PS I Love You: Meet Me at the Muster Station


Meet Me at the Muster Station is the debut full-length album from Kingston, Ontario recording artists PS I Love You.  A duo consisting of Benjamin Nelson and Paul Saulnier, the band mixes guitar, drums, organ, bass, and feedback galore to produce a brash sonic squall that has powerful strengths and a notable shortcoming.  There is no doubt the band will make their mark with the Pitchfork-tight jeans and goofy glasses crowd searching for a hot new rave up but what is really happening inside this so-called Muster Station?

First things first, Saulnier rips on guitar.  His work throughout the album is the absolute highlight and his seemingly vocoded solo toward the end of “Breadends” could get him to at least the Sweet 16 of the indie rock guitar king tournament I just made up.  Mixing sheets of feedback with intricate fretwork and chunky chording his nimble fingers dance all over Muster Station showing thoughtful ideas and abundant energy.  Dinosaur Jr.’s J Mascis’ mix of heavy riffing and supple, delicate touch is a fair legend to shoot for.  I think he’s probably a Doug Marsch fan as well.  More power to him.

One area where PS I Love You falls short is their vocal sound.  The breathy shrieks and processed, pained wails recall too many indie rocks to name.  That reverberating and simply annoying tone where the voice is supposed to sound desperate, wounded, and maybe even haunting is simply cliché.  We can’t argue about the authenticity but it falls flat to these ears and pales in comparison to the power the band is exuding with their instruments.  It’s unfortunate because most of the melodies are catchy and fit warmly inside the songs.

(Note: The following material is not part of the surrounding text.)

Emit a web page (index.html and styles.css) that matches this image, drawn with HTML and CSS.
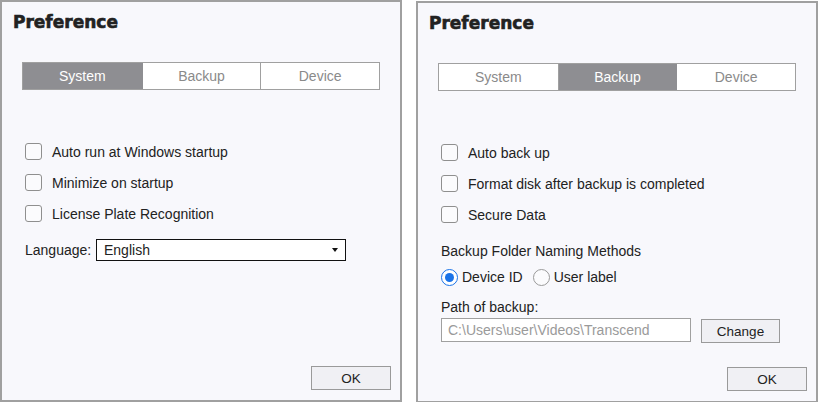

Muster Station’s title track is a very quick two-minute strut to open the album.  A bit of an anomaly with its lack of soupy feedback and somewhat clearly enunciated vocals,  Saulnier’s rhythm chopping fits tightly alongside the sparse and down tempo drumbeat from Nelson. These complementary sounds create wonderful space for just a touch of guitar theatrics as the songs quickly ends.   “CBEZ” is another highlight that starts off innocently but soon begins to rip and tear.  Here, Saulnier’s vocals are so affected at times they sound like a snarling guitar riff modulated a few octaves up.  The repeated bash and pomp of the chord progression gives the track a skyward arch, lurching and leering for salvation. “Facelove” carries a bit of pop bounce akin to Arcade Fire before Saulnier dives into a fierce  and distorted lick a minute in.  Later he dances up the fret board for a hint of Eruption-style pyrotechnics and back down for some sustained note melting. Live, I think Saulnier may melt a bit more than notes.

None of this is to say that Nelson doesn’t find creative percussion to accompany his axe-wielding band mate.  He is much more than a simple bash and pounder like Meg White, but rather someone who seems to seek a little dynamism to accompany his power. Nonetheless, Saulnier makes the most noise on Muster Station and for that fans will return. If you like your indie rock with furious and fierce lead guitar check out PS I Love You.